In May 1995, Rysher entered into a domestic distribution arrangement with the always in financial distress studio MGM, which handled the release for Turbulence.  In 1996 there was a production hiatus at MGM, while Kirk Kerkorian was in the process of purchasing the studio for the third time and almost all of the studio’s 1997 releases were output deals for other companies like Rysher.  MGM only had three in-house pictures in ’97 — the flops Hoodlum and Red Corner and the hit Tomorrow Never Dies.  Turbulence was originally planned to have an end of the year 1996 release, but it was moved to the January dumping ground on January 10, 1997 and was the first film out of the gate for MGM in the new year.

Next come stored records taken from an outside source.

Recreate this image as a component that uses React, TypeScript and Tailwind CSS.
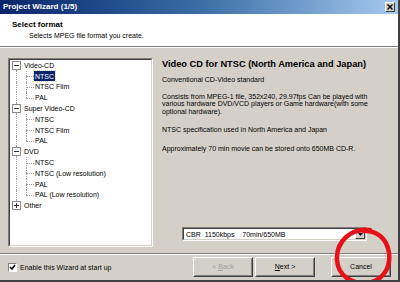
import React from 'react';

type Group = { label: string; open: boolean; items: string[] };

const TREE: Group[] = [
  { label: 'Video-CD', open: true, items: ['NTSC', 'NTSC Film', 'PAL'] },
  { label: 'Super Video-CD', open: true, items: ['NTSC', 'NTSC Film', 'PAL'] },
  { label: 'DVD', open: true, items: ['NTSC', 'NTSC (Low resolution)', 'PAL', 'PAL (Low resolution)'] },
  { label: 'Other', open: false, items: [] },
];

const font = { fontFamily: '"Liberation Sans", Arial, sans-serif' };

const ExpandBox = ({ open }: { open: boolean }) => (
  <div className="relative w-[9px] h-[9px] border border-[#8a8a8a] bg-white">
    <div className="absolute left-[1px] top-[3px] w-[5px] h-px bg-[#333]" />
    {!open && <div className="absolute left-[3px] top-[1px] w-px h-[5px] bg-[#333]" />}
  </div>
);

const TreeView = () => (
  <div className="mt-[10px] ml-[8px] w-[145px] h-[189px] border border-t-[#808080] border-l-[#808080] border-b-white border-r-white">
    <div className="w-full h-full bg-white border border-t-[#404040] border-l-[#404040] border-b-[#d4d0c8] border-r-[#d4d0c8]">
      {TREE.map((g, gi) => {
        const lastGroup = gi === TREE.length - 1;
        return (
          <div key={g.label}>
            <div className="flex items-center h-[10.8px]">
              <div className="w-[13px] h-full relative flex items-center pl-[2px]">
                {gi > 0 && <div className="absolute left-[6px] top-0 h-1/2 border-l border-dotted border-[#a0a0a0]" />}
                {!lastGroup && <div className="absolute left-[6px] bottom-0 h-1/2 border-l border-dotted border-[#a0a0a0]" />}
                <div className="relative z-10">
                  <ExpandBox open={g.open} />
                </div>
              </div>
              <span className="text-[7px] text-black leading-none pl-px">{g.label}</span>
            </div>
            {g.items.map((it, ii) => {
              const lastItem = ii === g.items.length - 1;
              const selected = gi === 0 && ii === 0;
              return (
                <div key={it + ii} className="flex items-center h-[10.8px]">
                  <div className="w-[13px] h-full relative">
                    {!lastGroup && <div className="absolute left-[6px] top-0 h-full border-l border-dotted border-[#a0a0a0]" />}
                  </div>
                  <div className="w-[11px] h-full relative">
                    <div className={`absolute left-[3px] top-0 ${lastItem ? 'h-1/2' : 'h-full'} border-l border-dotted border-[#a0a0a0]`} />
                    <div className="absolute left-[3px] top-1/2 w-[8px] border-t border-dotted border-[#a0a0a0]" />
                  </div>
                  <span
                    className={`text-[7px] leading-none px-px py-[1.5px] ${
                      selected ? 'bg-[#0a246a] text-white outline outline-1 outline-dotted outline-[#d4d0c8]' : 'text-black'
                    }`}
                  >
                    {it}
                  </span>
                </div>
              );
            })}
          </div>
        );
      })}
    </div>
  </div>
);

const Button = ({ label, disabled, accel }: { label: string; disabled?: boolean; accel?: number }) => {
  const chars = label.split('');
  return (
    <div className="w-[60px] h-[20px] border border-t-white border-l-white border-b-[#404040] border-r-[#404040]">
      <div
        className={`w-full h-full flex items-center justify-center border border-t-[#d4d0c8] border-l-[#d4d0c8] border-b-[#808080] border-r-[#808080] text-[7px] ${
          disabled ? 'text-[#a0a0a0]' : 'text-black'
        }`}
      >
        {chars.map((c, i) => (
          <span key={i} className={i === accel ? 'underline' : ''}>
            {c === ' ' ? '\u00a0' : c}
          </span>
        ))}
      </div>
    </div>
  );
};

export default function App() {
  return (
    <div className="relative w-[400px] h-[282px] overflow-hidden bg-[#d4d0c8] flex flex-col border-r-2 border-b-2 border-[#404040]" style={font}>
      {/* title bar */}
      <div className="h-[14px] flex items-center justify-between bg-gradient-to-r from-[#0a246a] via-[#3a6ea5] to-[#a6caf0] pl-[3px] pr-[3px]">
        <span className="text-[8px] font-bold text-white leading-none">Project Wizard (1/5)</span>
        <div className="w-[10px] h-[10px] bg-[#d4d0c8] border border-t-white border-l-white border-b-[#404040] border-r-[#404040] flex items-center justify-center">
          <svg width="6" height="6" viewBox="0 0 6 6">
            <path d="M0.5 0.5 L5.5 5.5 M5.5 0.5 L0.5 5.5" stroke="#000" strokeWidth="1.4" />
          </svg>
        </div>
      </div>

      {/* header */}
      <div className="h-[33px] bg-white border-b border-[#808080] flex flex-col pt-[5px]">
        <span className="pl-[12px] text-[8px] font-bold text-black leading-[11px]">Select format</span>
        <span className="pl-[29px] text-[7px] text-black leading-[10px] mt-px">Selects MPEG file format you create.</span>
      </div>
      <div className="h-px bg-white" />

      {/* main */}
      <div className="flex-1 flex">
        <TreeView />
        <div className="ml-[9px] flex-1 flex flex-col pt-[11px] pr-[8px] text-black">
          <div className="text-[9.25px] font-bold leading-[11px]">Video CD for NTSC (North America and Japan)</div>
          <div className="text-[7px] leading-[8px] mt-[6px]">Conventional CD-Video standard</div>
          <div className="text-[7px] leading-[7.4px] mt-[9px]">
            Consists from MPEG-1 file, 352x240, 29.97fps Can be played with
            <br />
            various hardware DVD/VCD players or Game hardware(with some
            <br />
            optional hardware).
          </div>
          <div className="text-[7px] leading-[8px] mt-[11px]">NTSC specification used in North America and Japan</div>
          <div className="text-[7px] leading-[8px] mt-[11px]">Approximately 70 min movie can be stored onto 650MB CD-R.</div>

          <div className="mt-auto mb-[12px] ml-[20px] w-[185px] h-[14px] border border-t-[#808080] border-l-[#808080] border-b-white border-r-white">
            <div className="w-full h-full bg-white border border-t-[#404040] border-l-[#404040] border-b-[#d4d0c8] border-r-[#d4d0c8] flex items-center">
              <span className="flex-1 pl-[2px] text-[7px] leading-none whitespace-pre">CBR  1150kbps    70min/650MB</span>
              <div className="w-[10px] h-full bg-[#d4d0c8] border border-t-white border-l-white border-b-[#404040] border-r-[#404040] flex items-center justify-center">
                <svg width="5" height="3" viewBox="0 0 5 3">
                  <path d="M0 0 H5 L2.5 3 Z" fill="#000" />
                </svg>
              </div>
            </div>
          </div>
        </div>
      </div>

      {/* separator */}
      <div className="h-px bg-[#808080]" />
      <div className="h-px bg-white" />

      {/* footer */}
      <div className="h-[25px] flex items-center pl-[8px] pr-[7px]">
        <div className="w-[9px] h-[9px] bg-white border border-t-[#808080] border-l-[#808080] border-b-white border-r-white flex items-center justify-center">
          <svg width="7" height="7" viewBox="0 0 7 7">
            <path d="M1 3 L3 5 L6 1" stroke="#000" strokeWidth="1.5" fill="none" />
          </svg>
        </div>
        <span className="ml-[3px] text-[7px] text-black leading-none">Enable this Wizard at start up</span>
        <div className="ml-auto flex items-center -mt-[1px]">
          <Button label="< Back" disabled accel={2} />
          <div className="w-[2px]" />
          <Button label="Next >" accel={0} />
          <div className="w-[16px]" />
          <Button label="Cancel" />
        </div>
      </div>

      {/* hand-drawn red annotation */}
      <svg className="absolute left-[330px] top-[226px] pointer-events-none" width="66" height="60" viewBox="0 0 66 60">
        <path
          d="M40 4 C20 2 6 16 7 34 C8 50 22 58 36 57 C52 56 61 42 59 27 C57 12 46 4 34 5"
          stroke="#e5121a"
          strokeWidth="4.5"
          fill="none"
          strokeLinecap="round"
        />
      </svg>
    </div>
  );
}
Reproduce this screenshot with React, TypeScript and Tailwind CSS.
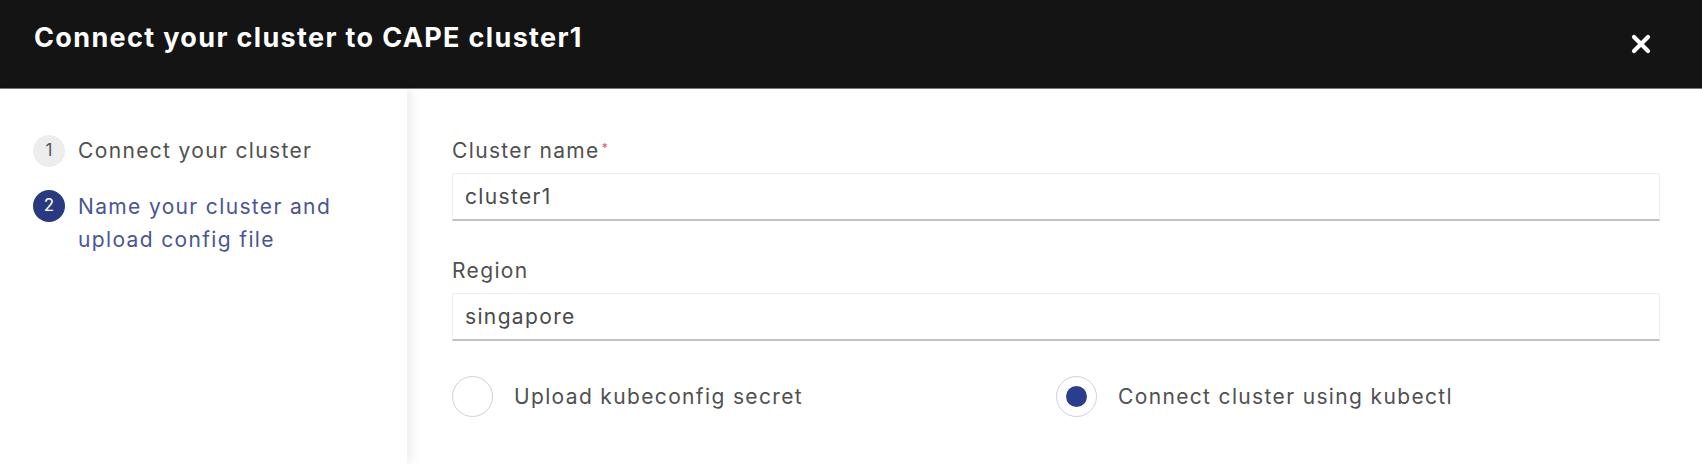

Turbulence bowed against two other genre movies that would all compete for similar auds — The Relic and Jackie Chan’s First StrikeEvita and The People Vs. Larry Flynt also expanded into wide release.  Reviews were bottom of the barrel and Turbulence was dead on arrival with $4,464,008 — placing #8 for the slow weekend led by The Relic.  It declined 43.1% to $2,541,279 the following frame and quickly left theaters with just $11,538,235.  MGM would see returned about $6.3M after theaters take their percentage of the gross, which was far below P&A expenses.  Rysher announced the closure of their film unit in July.

Rysher mitigated some risk on the expensive film from international sales to distributors.  Turbulence corpsed with a $5.1M cume across many distributors.  Home video sales were enough to spawn two cheap made for the video market sequels.